We can now run the workflow again. The old task still exists and will remain unchanged, whereas the new task should now appear in the tree/groundstate directory.

Run the ground state task and check that the .gpw file was created as expected.

In order to compute a band structure, we need to define a high-symmetry band path in the Brillouin zone. That can be done using the ase.cell.bandpath() method. It is useful to do this as a standalone task, so we can visualize it independently:

def bandpath(atoms):
    return atoms.cell.bandpath(npoints=100)

Run the workflow and the resulting task. Go to the directory. The band path object was saved in ASE’s JSON format, so it can be viualized using ASE’s reciprocal cell tool:

ase reciprocal tree/bandstructure/output.json

Finally, we write a band structure task in tasks.py which takes the ground state (gpw file) and band path as an input:

def bandstructure(gpw, bandpath):
    gscalc = GPAW(gpw)
    atoms = gscalc.get_atoms()
    calc = gscalc.fixed_density(
        kpts=bandpath, symmetry='off', txt='bs.txt')
    bs = calc.band_structure()
    return bs

Add the corresponding tasks to the workflow such that these computations are composed and can run.

Now run the workflow and the resulting tasks. The band structure object can again be visualized using one of the ASE tools:

ase band-structure tree/bandstructure/output.json

You can delete all the tasks with tb remove tree/ and run them from scratch by tb run tree/, tb run tree/*, or simply tb run tree/bandstructure. The run command always executes tasks in topological order, i.e., each task runs only when its dependencies are done.
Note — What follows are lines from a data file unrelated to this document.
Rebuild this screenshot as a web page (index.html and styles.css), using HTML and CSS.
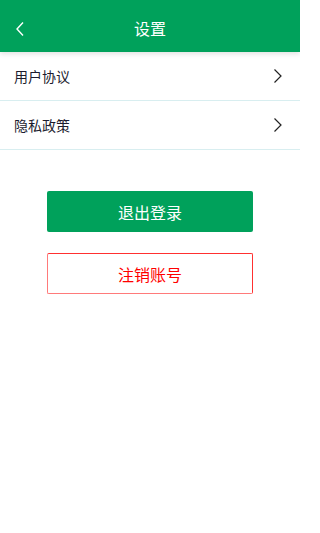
FILE: index.html
```html
<!DOCTYPE html>
<html lang="zh">
<head>
<meta charset="utf-8">
<meta name="viewport" content="width=device-width, initial-scale=1">
<title>设置</title>
<link rel="stylesheet" href="styles.css">
</head>
<body>
<div class="page">
  <header class="topbar">
    <span class="back">
      <svg width="10" height="16" viewBox="0 0 10 16"><path d="M8 1.5 L2 8 L8 14.5" fill="none" stroke="#fff" stroke-width="1.4"/></svg>
    </span>
    <h1 class="title">设置</h1>
  </header>
  <ul class="menu">
    <li class="menu-item">
      <span class="label">用户协议</span>
      <svg class="chev" width="10" height="16" viewBox="0 0 10 16"><path d="M1.5 1.5 L8 8 L1.5 14.5" fill="none" stroke="#222" stroke-width="1.2"/></svg>
    </li>
    <li class="menu-item">
      <span class="label">隐私政策</span>
      <svg class="chev" width="10" height="16" viewBox="0 0 10 16"><path d="M1.5 1.5 L8 8 L1.5 14.5" fill="none" stroke="#222" stroke-width="1.2"/></svg>
    </li>
  </ul>
  <div class="actions">
    <button class="btn btn-primary">退出登录</button>
    <button class="btn btn-danger">注销账号</button>
  </div>
</div>
</body>
</html>
```
FILE: styles.css
```css
* { box-sizing: border-box; }
html, body { margin: 0; padding: 0; background: #fff; }
body {
  font-family: "Noto Sans CJK SC", "Noto Sans", sans-serif;
  width: 300px;
  height: 533px;
  overflow: hidden;
}
.page { display: flex; flex-direction: column; }
.topbar {
  height: 52px;
  background: #00a15b;
  display: flex;
  align-items: center;
  justify-content: center;
  position: relative;
  box-shadow: 0 2px 5px rgba(0,0,0,0.12);
  z-index: 1;
}
.back {
  position: absolute;
  left: 15px;
  top: 21px;
  display: flex;
}
.title {
  margin: 0;
  font-size: 16px;
  font-weight: normal;
  color: #fff;
  line-height: 1;
  padding-top: 4px;
}
.menu { list-style: none; margin: 0; padding: 0; }
.menu-item {
  height: 49px;
  display: flex;
  align-items: center;
  justify-content: space-between;
  padding: 0 17px 0 14px;
  border-bottom: 1px solid #d8eef0;
}
.label {
  font-size: 14px;
  color: #1c1c2e;
  line-height: 1;
  padding-bottom: 1px;
}
.chev { display: block; }
.actions {
  display: flex;
  flex-direction: column;
  align-items: center;
  gap: 21px;
  padding-top: 41px;
}
.btn {
  width: 206px;
  height: 41px;
  font-family: "Noto Sans CJK SC", "Noto Sans", sans-serif;
  font-size: 16px;
  border-radius: 2px;
  padding: 0;
  line-height: 1;
}
.btn-primary {
  background: #00a15b;
  color: #fff;
  border: none;
}
.btn-danger {
  background: #fff;
  color: #f00;
  border: 1px solid #ff3030;
  border-bottom-color: #ff7a7a;
  border-left-color: #ff7a7a;
}
```
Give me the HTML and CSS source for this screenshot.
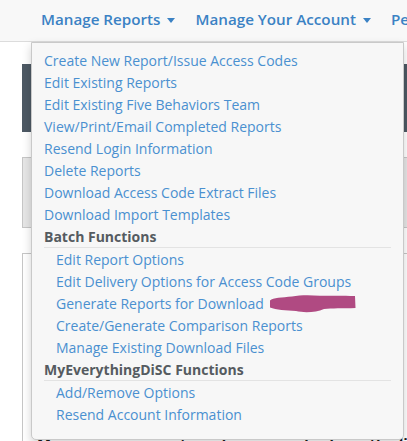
FILE: index.html
```html
<!DOCTYPE html>
<html lang="en">
<head>
    <meta charset="UTF-8">
    <meta name="viewport" content="width=device-width, initial-scale=1.0">
    <title>Manage Reports</title>
    <link rel="stylesheet" href="styles.css">
</head>
<body>
    <nav class="navbar">
        <ul class="nav">
            <li class="nav-item open">
                <a href="#" class="nav-link">Manage Reports <span class="caret"></span></a>
                <ul class="dropdown">
                    <li><a href="#">Create New Report/Issue Access Codes</a></li>
                    <li><a href="#">Edit Existing Reports</a></li>
                    <li><a href="#">Edit Existing Five Behaviors Team</a></li>
                    <li><a href="#">View/Print/Email Completed Reports</a></li>
                    <li><a href="#">Resend Login Information</a></li>
                    <li><a href="#">Delete Reports</a></li>
                    <li><a href="#">Download Access Code Extract Files</a></li>
                    <li><a href="#">Download Import Templates</a></li>
                    <li class="dropdown-header">Batch Functions</li>
                    <li class="sub"><a href="#">Edit Report Options</a></li>
                    <li class="sub"><a href="#">Edit Delivery Options for Access Code Groups</a></li>
                    <li class="sub marked">
                        <a href="#">Generate Reports for Download</a>
                        <svg class="scribble" width="86" height="18" viewBox="0 0 86 18">
                            <path d="M0 5.5 C3 2.5 12 2.5 22 1.5 C30 0 40 0 50 0.8 C62 0.8 72 0.6 85 1 L85.5 13 C72 13.5 62 13 54 14 C46 17.5 34 18 26 16 C16 15.5 6 15 0 12.5 Z" fill="#b04a82"/>
                        </svg>
                    </li>
                    <li class="sub"><a href="#">Create/Generate Comparison Reports</a></li>
                    <li class="sub"><a href="#">Manage Existing Download Files</a></li>
                    <li class="dropdown-header">MyEverythingDiSC Functions</li>
                    <li class="sub"><a href="#">Add/Remove Options</a></li>
                    <li class="sub"><a href="#">Resend Account Information</a></li>
                </ul>
            </li>
            <li class="nav-item">
                <a href="#" class="nav-link">Manage Your Account <span class="caret"></span></a>
            </li>
            <li class="nav-item">
                <a href="#" class="nav-link">People</a>
            </li>
        </ul>
    </nav>

    <div class="page">
        <div class="banner"></div>
        <div class="panel panel-gray"></div>
        <div class="panel panel-white">
            <p class="panel-text">Manage your reports and access codes from the list below using these tools.</p>
        </div>
    </div>
</body>
</html>
```

FILE: styles.css
```css
body {
    margin: 0;
    background-color: #fff;
    font-family: "Open Sans", "Noto Sans", sans-serif;
    font-size: 14px;
    overflow: hidden;
}

.navbar {
    height: 41px;
    background-color: #f8f8f8;
    border-bottom: 1px solid #dcdcdc;
}

.nav {
    list-style: none;
    margin: 0;
    padding: 0 0 0 31px;
    display: flex;
    white-space: nowrap;
}

.nav-item {
    position: relative;
}

.nav-link {
    display: block;
    padding: 0 10px;
    line-height: 38px;
    font-size: 15.2px;
    font-weight: 600;
    color: #3b82c4;
    text-decoration: none;
}

.caret {
    display: inline-block;
    width: 0;
    height: 0;
    margin-left: 3px;
    vertical-align: middle;
    border-top: 5px solid #3b82c4;
    border-left: 4.5px solid transparent;
    border-right: 4.5px solid transparent;
}

.dropdown {
    position: absolute;
    top: 42px;
    left: 0;
    z-index: 10;
    width: 371px;
    margin: 0;
    padding: 7px 0 13px;
    list-style: none;
    background-color: #f7f7f7;
    border: 1px solid #c9c9c9;
    border-radius: 0 0 5px 5px;
    box-shadow: 0 4px 10px rgba(0, 0, 0, 0.18);
}

.dropdown li {
    line-height: 22px;
}

.dropdown a {
    display: block;
    padding-left: 12px;
    font-size: 14px;
    color: #4a90d0;
    text-decoration: none;
}

.dropdown .sub a {
    padding-left: 24px;
}

.dropdown-header {
    margin: 0 12px 1px 12px;
    height: 21px;
    line-height: 21px;
    font-size: 14px;
    font-weight: 700;
    color: #555b60;
    border-bottom: 1px solid #e3e3e3;
}

.marked {
    position: relative;
}

.marked a {
    display: inline-block;
}

.scribble {
    position: absolute;
    left: 238px;
    top: 2px;
}

.page {
    padding: 22px 0 0 22px;
}

.banner {
    height: 68px;
    background-color: #4d5964;
}

.panel {
    border: 1px solid #c6c6c6;
    border-right: none;
}

.panel-gray {
    margin-top: 25px;
    height: 69px;
    background-color: #e6e6e6;
}

.panel-white {
    margin-top: 25px;
    height: 300px;
    background-color: #fff;
}

.panel-text {
    margin: 179px 0 0 14px;
    font-size: 15px;
    font-weight: 700;
    color: #1a1a1a;
    white-space: nowrap;
}
```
The tb ls command can also be used to list tasks in topological order following the dependency graph:

human@computer:~/myworkflow$ tb ls --parents tree/bandstructure/

state    deps  tags        worker        time     folder
───────────────────────────────────────────────────────────────────────────────
done     0/0               N/A-0/1       00:00:04 tree/relax
done     1/1               N/A-0/1       00:00:01 tree/groundstate
done     1/1               N/A-0/1       00:00:00 tree/bandpath
done     2/2               N/A-0/1       00:00:05 tree/bandstructure

This way, we can comfortably work with larger numbers of tasks and we do not have to care about running or changing them in the right order.

If we edit the workflow such that tasks receive different inputs, TaskBlaster will mark the affected tasks with a conflict. Such a conflict can be solved by removing the old calculations or by telling TaskBlaster to consider it “resolved”, which we have seen in a previous tutorial.
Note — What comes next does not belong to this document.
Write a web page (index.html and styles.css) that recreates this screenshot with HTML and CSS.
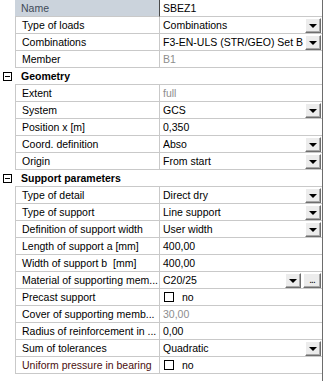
FILE: index.html
```html
<!DOCTYPE html>
<html lang="en">
<head>
    <meta charset="UTF-8">
    <title>Properties</title>
    <link rel="stylesheet" href="styles.css">
</head>
<body>
    <div class="grid">
        <div class="row head">
            <div class="gutter"></div>
            <div class="label">Name</div>
            <div class="value">SBEZ1</div>
        </div>
        <div class="row">
            <div class="gutter"></div>
            <div class="label">Type of loads</div>
            <div class="value"><span class="txt">Combinations</span><span class="btn drop"></span></div>
        </div>
        <div class="row">
            <div class="gutter"></div>
            <div class="label">Combinations</div>
            <div class="value"><span class="txt">F3-EN-ULS (STR/GEO) Set B</span><span class="btn drop"></span></div>
        </div>
        <div class="row">
            <div class="gutter"></div>
            <div class="label">Member</div>
            <div class="value muted">B1</div>
        </div>
        <div class="row group">
            <div class="gutter"><span class="toggle"></span></div>
            <div class="label">Geometry</div>
        </div>
        <div class="row">
            <div class="gutter"></div>
            <div class="label">Extent</div>
            <div class="value muted">full</div>
        </div>
        <div class="row">
            <div class="gutter"></div>
            <div class="label">System</div>
            <div class="value"><span class="txt">GCS</span><span class="btn drop"></span></div>
        </div>
        <div class="row">
            <div class="gutter"></div>
            <div class="label">Position x [m]</div>
            <div class="value">0,350</div>
        </div>
        <div class="row">
            <div class="gutter"></div>
            <div class="label">Coord. definition</div>
            <div class="value"><span class="txt">Abso</span><span class="btn drop"></span></div>
        </div>
        <div class="row">
            <div class="gutter"></div>
            <div class="label">Origin</div>
            <div class="value"><span class="txt">From start</span><span class="btn drop"></span></div>
        </div>
        <div class="row group">
            <div class="gutter"><span class="toggle"></span></div>
            <div class="label">Support parameters</div>
        </div>
        <div class="row">
            <div class="gutter"></div>
            <div class="label">Type of detail</div>
            <div class="value"><span class="txt">Direct dry</span><span class="btn drop"></span></div>
        </div>
        <div class="row">
            <div class="gutter"></div>
            <div class="label">Type of support</div>
            <div class="value"><span class="txt">Line support</span><span class="btn drop"></span></div>
        </div>
        <div class="row">
            <div class="gutter"></div>
            <div class="label">Definition of support width</div>
            <div class="value"><span class="txt">User width</span><span class="btn drop"></span></div>
        </div>
        <div class="row">
            <div class="gutter"></div>
            <div class="label">Length of support a [mm]</div>
            <div class="value">400,00</div>
        </div>
        <div class="row">
            <div class="gutter"></div>
            <div class="label">Width of support b&nbsp; [mm]</div>
            <div class="value">400,00</div>
        </div>
        <div class="row">
            <div class="gutter"></div>
            <div class="label">Material of supporting mem...</div>
            <div class="value"><span class="txt">C20/25</span><span class="btn drop"></span><span class="btn dots">...</span></div>
        </div>
        <div class="row">
            <div class="gutter"></div>
            <div class="label">Precast support</div>
            <div class="value"><span class="check"></span>no</div>
        </div>
        <div class="row">
            <div class="gutter"></div>
            <div class="label">Cover of supporting memb...</div>
            <div class="value muted">30,00</div>
        </div>
        <div class="row">
            <div class="gutter"></div>
            <div class="label">Radius of reinforcement in ...</div>
            <div class="value">0,00</div>
        </div>
        <div class="row">
            <div class="gutter"></div>
            <div class="label">Sum of tolerances</div>
            <div class="value"><span class="txt">Quadratic</span><span class="btn drop"></span></div>
        </div>
        <div class="row">
            <div class="gutter"></div>
            <div class="label warn">Uniform pressure in bearing</div>
            <div class="value"><span class="check"></span>no</div>
        </div>
    </div>
</body>
</html>
```

FILE: styles.css
```css
* {
    margin: 0;
    padding: 0;
    box-sizing: border-box;
}

body {
    background-color: #ffffff;
    font-family: "Liberation Sans", Arial, sans-serif;
    font-size: 10.5px;
    color: #000000;
}

.grid {
    width: 323px;
    min-height: 100vh;
    border-right: 1px solid #6d6d6d;
}

.row {
    display: grid;
    grid-template-columns: 15px 145px 1fr;
    height: 17px;
}

.row .label,
.row .value {
    display: flex;
    align-items: center;
    white-space: nowrap;
    overflow: hidden;
    border-bottom: 1px solid #c9c9c9;
}

.row .label {
    padding-left: 6px;
    border-left: 1px solid #c9c9c9;
    border-right: 1px solid #c9c9c9;
}

.row .value {
    padding-left: 3px;
    padding-right: 1px;
}

/* first row, selected look */
.row.head .label {
    background-color: #cbd3dc;
    color: #3f4b58;
    border-right: 1px solid #4a4a4a;
    border-left: none;
}

.row.group {
    grid-template-columns: 15px 1fr;
}

.row.group .label {
    font-weight: bold;
    border-left: none;
    border-right: none;
}

.gutter {
    display: flex;
    align-items: center;
    justify-content: center;
}

.toggle {
    position: relative;
    width: 9px;
    height: 9px;
    border: 1px solid #000000;
    margin-left: -1px;
}

.toggle::after {
    content: "";
    position: absolute;
    left: 1px;
    top: 3px;
    width: 5px;
    height: 1px;
    background-color: #000000;
}

.muted {
    color: #8d8d8d;
}

.warn {
    color: #4a0e0e;
}

.txt {
    flex: 1;
    overflow: hidden;
}

.btn {
    position: relative;
    width: 16px;
    height: 15px;
    flex: none;
    background-color: #ececec;
    border: 1px solid;
    border-color: #ffffff #6e6e6e #6e6e6e #ffffff;
    box-shadow: inset -1px -1px 0 #a8a8a8;
}

.btn.drop::after {
    content: "";
    position: absolute;
    left: 3px;
    top: 5px;
    border-left: 4px solid transparent;
    border-right: 4px solid transparent;
    border-top: 4px solid #000000;
}

.btn.dots {
    width: 18px;
    margin-left: 2px;
    font-size: 10px;
    line-height: 11px;
    text-align: center;
    letter-spacing: -1px;
}

.check {
    width: 10px;
    height: 10px;
    border: 1px solid #000000;
    margin: 0 8px 0 1px;
}
```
Part 3: Parametrize workflow over multiple materials

We next want to run the workflow to generate all the tasks for later submission using myqueue or slurm.

Note that the syntax for some of these features is still being worked on, and is a little bit convoluted. This will be simplified in the future, but for now we need some slightly verbose and specific modifications. First, create a workflow file which specifies a parametrization:

import taskblaster as tb


@tb.workflow
class ParametrizedMaterialsWorkflow:
    calculator = tb.var()

    @tb.dynamical_workflow_generator({'symbols': '*/atoms'})
    def systems(self):
        return tb.node('parametrize_materials_workflow',
                       calculator=self.calculator)


def workflow(rn):
    calculator = {
        'mode': 'pw',
        'kpts': {'density': 1.0},
        'txt': 'gpaw.txt'
    }
    wf = ParametrizedMaterialsWorkflow(calculator=calculator)
    rn.run_workflow(wf)

Then include in tasks.py:

@tb.workflow
class ParametrizableMaterialsWorkflow:
    symbol = tb.var()
    calculator = tb.var()

    @tb.task
    def atoms(self):
        return tb.node('asebulk', symbol=self.symbol)

    @tb.subworkflow
    def compute(self):
        return MaterialsWorkflow(atoms=self.atoms, calculator=self.calculator)
@tb.dynamical_workflow_generator_task
def parametrize_materials_workflow(calculator):
    from ase.build import bulk

    material_symbols = [
        'Al', 'Si', 'Ti', 'Cu', 'Ag', 'Au', 'Pd', 'Pt',
    ]

    for symbol in material_symbols:
        yield f'mat-{symbol}', ParametrizableMaterialsWorkflow(
            symbol=symbol, calculator=calculator)

Run the workflow and observe how it creates an “initializer” task and a “symbols” (finalizer) task. Finalizers can be used to run new things on some or all of the tasks generated by the workflow, hence composing new workflows on top.

Running the task with tb run right now would start executing all the computational tasks right away, which we probably do not want. To run the workflow and generate its tasks without running them yet, run e.g. the initializer explicitly:

tb run tree/systems/init

This generates all the tasks, applying our previously developed materials workflow to each material as a subworkflow. Once the tasks are generated, we can run a few of the materials to make sure everything works. We can then look into how to submit workers and use myqueue to execute the rest of them at larger scale.

Read the resources and tagging howto from the TaskBlaster documentation and find a way to mark selections of tasks for execution as well as worker processes to execute them.

Feel free to expand the selection of materials on which the workflow runs.